◆ **EXERCISE REQUIREMENTS**: Copy the data that follows exactly. Include no pictures.

*** INPUT

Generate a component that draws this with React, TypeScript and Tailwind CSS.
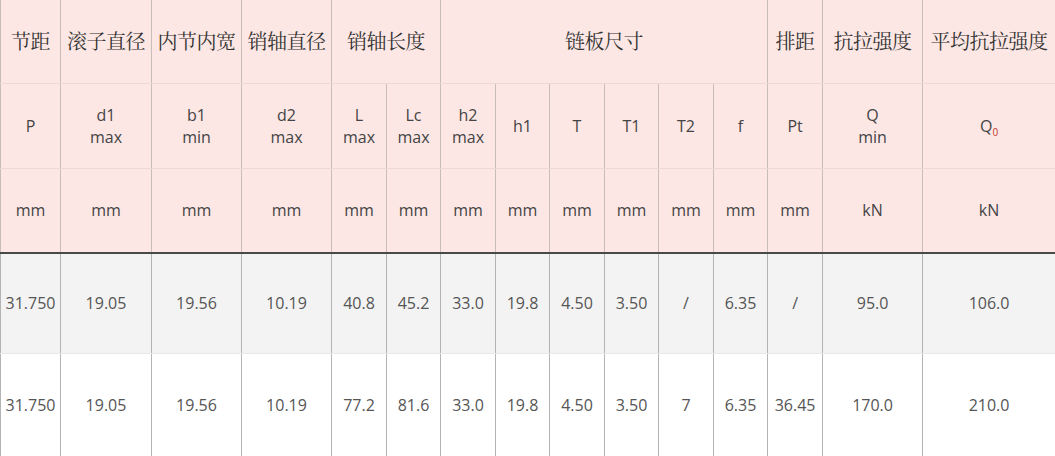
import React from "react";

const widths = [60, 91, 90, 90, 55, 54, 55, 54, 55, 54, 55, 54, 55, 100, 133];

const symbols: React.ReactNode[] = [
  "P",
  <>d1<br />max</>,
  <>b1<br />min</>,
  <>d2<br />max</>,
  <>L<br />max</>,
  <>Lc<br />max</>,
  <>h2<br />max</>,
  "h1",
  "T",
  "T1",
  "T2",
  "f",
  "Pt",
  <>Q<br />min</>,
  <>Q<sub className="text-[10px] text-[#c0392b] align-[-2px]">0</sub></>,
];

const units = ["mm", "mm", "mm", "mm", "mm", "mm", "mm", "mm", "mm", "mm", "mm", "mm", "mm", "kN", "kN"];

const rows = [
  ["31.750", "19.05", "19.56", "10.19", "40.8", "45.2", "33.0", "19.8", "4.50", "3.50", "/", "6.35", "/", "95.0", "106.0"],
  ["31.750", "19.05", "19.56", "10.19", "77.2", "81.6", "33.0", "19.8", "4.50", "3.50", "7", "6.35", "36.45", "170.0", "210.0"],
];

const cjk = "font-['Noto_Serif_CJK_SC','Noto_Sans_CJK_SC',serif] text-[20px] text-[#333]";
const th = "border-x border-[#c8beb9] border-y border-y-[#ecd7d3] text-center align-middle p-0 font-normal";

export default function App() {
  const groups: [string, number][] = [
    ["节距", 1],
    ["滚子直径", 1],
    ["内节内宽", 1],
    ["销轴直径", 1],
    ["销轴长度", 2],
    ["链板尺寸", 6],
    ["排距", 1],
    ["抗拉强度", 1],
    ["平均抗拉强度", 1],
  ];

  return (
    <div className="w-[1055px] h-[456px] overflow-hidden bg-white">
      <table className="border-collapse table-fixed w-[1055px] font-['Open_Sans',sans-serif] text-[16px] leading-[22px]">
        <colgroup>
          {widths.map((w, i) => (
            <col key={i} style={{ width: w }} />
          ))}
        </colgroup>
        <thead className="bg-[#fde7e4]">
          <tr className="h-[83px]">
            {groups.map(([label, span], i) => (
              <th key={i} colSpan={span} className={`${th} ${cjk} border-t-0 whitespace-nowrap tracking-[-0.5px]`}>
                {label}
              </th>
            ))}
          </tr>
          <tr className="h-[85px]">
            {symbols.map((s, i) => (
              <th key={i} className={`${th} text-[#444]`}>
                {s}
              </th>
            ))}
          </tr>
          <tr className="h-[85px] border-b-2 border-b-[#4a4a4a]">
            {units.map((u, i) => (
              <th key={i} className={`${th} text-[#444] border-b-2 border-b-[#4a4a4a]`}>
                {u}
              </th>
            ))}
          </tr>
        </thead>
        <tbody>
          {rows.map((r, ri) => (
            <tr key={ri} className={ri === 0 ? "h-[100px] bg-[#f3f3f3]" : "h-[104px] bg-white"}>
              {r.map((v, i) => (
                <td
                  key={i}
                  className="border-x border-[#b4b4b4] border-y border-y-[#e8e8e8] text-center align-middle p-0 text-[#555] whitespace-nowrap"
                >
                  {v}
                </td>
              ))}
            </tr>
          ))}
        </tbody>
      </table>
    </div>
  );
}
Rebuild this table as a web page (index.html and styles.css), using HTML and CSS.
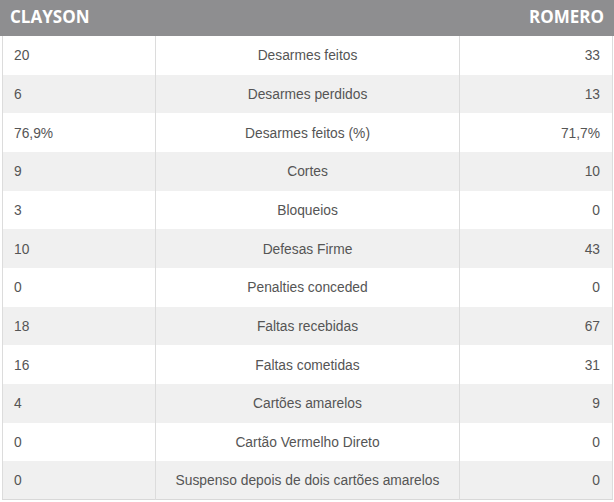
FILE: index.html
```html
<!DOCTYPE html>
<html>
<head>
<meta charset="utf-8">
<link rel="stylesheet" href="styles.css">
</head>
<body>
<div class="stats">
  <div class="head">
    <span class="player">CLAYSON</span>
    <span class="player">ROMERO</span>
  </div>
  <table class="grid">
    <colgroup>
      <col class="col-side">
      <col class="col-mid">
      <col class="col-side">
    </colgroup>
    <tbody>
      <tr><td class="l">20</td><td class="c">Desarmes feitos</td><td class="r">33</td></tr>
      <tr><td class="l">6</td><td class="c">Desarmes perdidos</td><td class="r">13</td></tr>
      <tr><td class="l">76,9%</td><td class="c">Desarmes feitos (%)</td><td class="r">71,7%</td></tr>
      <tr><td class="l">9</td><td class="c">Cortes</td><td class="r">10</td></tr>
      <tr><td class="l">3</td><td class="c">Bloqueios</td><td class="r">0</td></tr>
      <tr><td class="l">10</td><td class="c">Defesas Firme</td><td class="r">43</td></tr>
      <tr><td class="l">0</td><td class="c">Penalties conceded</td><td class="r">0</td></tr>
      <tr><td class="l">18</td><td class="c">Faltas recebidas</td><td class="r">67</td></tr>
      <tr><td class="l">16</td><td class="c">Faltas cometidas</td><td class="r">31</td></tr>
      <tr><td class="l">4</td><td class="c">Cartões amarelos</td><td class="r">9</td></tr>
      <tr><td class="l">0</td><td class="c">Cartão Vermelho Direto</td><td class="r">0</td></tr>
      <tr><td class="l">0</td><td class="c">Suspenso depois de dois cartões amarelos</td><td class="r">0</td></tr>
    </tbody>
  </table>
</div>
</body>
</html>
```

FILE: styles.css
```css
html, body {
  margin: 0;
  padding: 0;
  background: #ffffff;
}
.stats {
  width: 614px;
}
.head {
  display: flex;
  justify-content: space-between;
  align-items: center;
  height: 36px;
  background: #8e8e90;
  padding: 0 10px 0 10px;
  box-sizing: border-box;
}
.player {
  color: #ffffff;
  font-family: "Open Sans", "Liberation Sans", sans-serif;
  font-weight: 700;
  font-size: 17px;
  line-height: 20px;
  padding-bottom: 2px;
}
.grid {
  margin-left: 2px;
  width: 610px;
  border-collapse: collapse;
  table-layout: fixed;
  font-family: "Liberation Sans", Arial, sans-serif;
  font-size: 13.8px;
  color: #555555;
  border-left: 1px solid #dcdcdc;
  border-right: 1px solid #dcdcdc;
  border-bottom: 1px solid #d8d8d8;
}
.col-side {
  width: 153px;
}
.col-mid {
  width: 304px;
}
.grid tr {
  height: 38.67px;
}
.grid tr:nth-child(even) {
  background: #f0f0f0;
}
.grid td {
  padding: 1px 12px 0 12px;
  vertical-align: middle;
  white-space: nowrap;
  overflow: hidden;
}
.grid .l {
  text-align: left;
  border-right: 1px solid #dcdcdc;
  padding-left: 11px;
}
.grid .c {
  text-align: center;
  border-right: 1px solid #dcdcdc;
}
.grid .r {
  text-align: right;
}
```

******

◆ **SOLUTION FOR THIS PROBLEM**:
Generate a component that draws this with React, TypeScript and Tailwind CSS.
import React from "react";

const widths = [60, 91, 90, 90, 55, 54, 55, 54, 55, 54, 55, 54, 55, 100, 133];

const symbols: React.ReactNode[] = [
  "P",
  <>d1<br />max</>,
  <>b1<br />min</>,
  <>d2<br />max</>,
  <>L<br />max</>,
  <>Lc<br />max</>,
  <>h2<br />max</>,
  "h1",
  "T",
  "T1",
  "T2",
  "f",
  "Pt",
  <>Q<br />min</>,
  <>Q<sub className="text-[10px] text-[#c0392b] align-[-2px]">0</sub></>,
];

const units = ["mm", "mm", "mm", "mm", "mm", "mm", "mm", "mm", "mm", "mm", "mm", "mm", "mm", "kN", "kN"];

const rows = [
  ["31.750", "19.05", "19.56", "10.19", "40.8", "45.2", "33.0", "19.8", "4.50", "3.50", "/", "6.35", "/", "95.0", "106.0"],
  ["31.750", "19.05", "19.56", "10.19", "77.2", "81.6", "33.0", "19.8", "4.50", "3.50", "7", "6.35", "36.45", "170.0", "210.0"],
];

const cjk = "font-['Noto_Serif_CJK_SC','Noto_Sans_CJK_SC',serif] text-[20px] text-[#333]";
const th = "border-x border-[#c8beb9] border-y border-y-[#ecd7d3] text-center align-middle p-0 font-normal";

export default function App() {
  const groups: [string, number][] = [
    ["节距", 1],
    ["滚子直径", 1],
    ["内节内宽", 1],
    ["销轴直径", 1],
    ["销轴长度", 2],
    ["链板尺寸", 6],
    ["排距", 1],
    ["抗拉强度", 1],
    ["平均抗拉强度", 1],
  ];

  return (
    <div className="w-[1055px] h-[456px] overflow-hidden bg-white">
      <table className="border-collapse table-fixed w-[1055px] font-['Open_Sans',sans-serif] text-[16px] leading-[22px]">
        <colgroup>
          {widths.map((w, i) => (
            <col key={i} style={{ width: w }} />
          ))}
        </colgroup>
        <thead className="bg-[#fde7e4]">
          <tr className="h-[83px]">
            {groups.map(([label, span], i) => (
              <th key={i} colSpan={span} className={`${th} ${cjk} border-t-0 whitespace-nowrap tracking-[-0.5px]`}>
                {label}
              </th>
            ))}
          </tr>
          <tr className="h-[85px]">
            {symbols.map((s, i) => (
              <th key={i} className={`${th} text-[#444]`}>
                {s}
              </th>
            ))}
          </tr>
          <tr className="h-[85px] border-b-2 border-b-[#4a4a4a]">
            {units.map((u, i) => (
              <th key={i} className={`${th} text-[#444] border-b-2 border-b-[#4a4a4a]`}>
                {u}
              </th>
            ))}
          </tr>
        </thead>
        <tbody>
          {rows.map((r, ri) => (
            <tr key={ri} className={ri === 0 ? "h-[100px] bg-[#f3f3f3]" : "h-[104px] bg-white"}>
              {r.map((v, i) => (
                <td
                  key={i}
                  className="border-x border-[#b4b4b4] border-y border-y-[#e8e8e8] text-center align-middle p-0 text-[#555] whitespace-nowrap"
                >
                  {v}
                </td>
              ))}
            </tr>
          ))}
        </tbody>
      </table>
    </div>
  );
}
Rebuild this table as a web page (index.html and styles.css), using HTML and CSS.
FILE: index.html
```html
<!DOCTYPE html>
<html>
<head>
<meta charset="utf-8">
<link rel="stylesheet" href="styles.css">
</head>
<body>
<div class="stats">
  <div class="head">
    <span class="player">CLAYSON</span>
    <span class="player">ROMERO</span>
  </div>
  <table class="grid">
    <colgroup>
      <col class="col-side">
      <col class="col-mid">
      <col class="col-side">
    </colgroup>
    <tbody>
      <tr><td class="l">20</td><td class="c">Desarmes feitos</td><td class="r">33</td></tr>
      <tr><td class="l">6</td><td class="c">Desarmes perdidos</td><td class="r">13</td></tr>
      <tr><td class="l">76,9%</td><td class="c">Desarmes feitos (%)</td><td class="r">71,7%</td></tr>
      <tr><td class="l">9</td><td class="c">Cortes</td><td class="r">10</td></tr>
      <tr><td class="l">3</td><td class="c">Bloqueios</td><td class="r">0</td></tr>
      <tr><td class="l">10</td><td class="c">Defesas Firme</td><td class="r">43</td></tr>
      <tr><td class="l">0</td><td class="c">Penalties conceded</td><td class="r">0</td></tr>
      <tr><td class="l">18</td><td class="c">Faltas recebidas</td><td class="r">67</td></tr>
      <tr><td class="l">16</td><td class="c">Faltas cometidas</td><td class="r">31</td></tr>
      <tr><td class="l">4</td><td class="c">Cartões amarelos</td><td class="r">9</td></tr>
      <tr><td class="l">0</td><td class="c">Cartão Vermelho Direto</td><td class="r">0</td></tr>
      <tr><td class="l">0</td><td class="c">Suspenso depois de dois cartões amarelos</td><td class="r">0</td></tr>
    </tbody>
  </table>
</div>
</body>
</html>
```

FILE: styles.css
```css
html, body {
  margin: 0;
  padding: 0;
  background: #ffffff;
}
.stats {
  width: 614px;
}
.head {
  display: flex;
  justify-content: space-between;
  align-items: center;
  height: 36px;
  background: #8e8e90;
  padding: 0 10px 0 10px;
  box-sizing: border-box;
}
.player {
  color: #ffffff;
  font-family: "Open Sans", "Liberation Sans", sans-serif;
  font-weight: 700;
  font-size: 17px;
  line-height: 20px;
  padding-bottom: 2px;
}
.grid {
  margin-left: 2px;
  width: 610px;
  border-collapse: collapse;
  table-layout: fixed;
  font-family: "Liberation Sans", Arial, sans-serif;
  font-size: 13.8px;
  color: #555555;
  border-left: 1px solid #dcdcdc;
  border-right: 1px solid #dcdcdc;
  border-bottom: 1px solid #d8d8d8;
}
.col-side {
  width: 153px;
}
.col-mid {
  width: 304px;
}
.grid tr {
  height: 38.67px;
}
.grid tr:nth-child(even) {
  background: #f0f0f0;
}
.grid td {
  padding: 1px 12px 0 12px;
  vertical-align: middle;
  white-space: nowrap;
  overflow: hidden;
}
.grid .l {
  text-align: left;
  border-right: 1px solid #dcdcdc;
  padding-left: 11px;
}
.grid .c {
  text-align: center;
  border-right: 1px solid #dcdcdc;
}
.grid .r {
  text-align: right;
}
```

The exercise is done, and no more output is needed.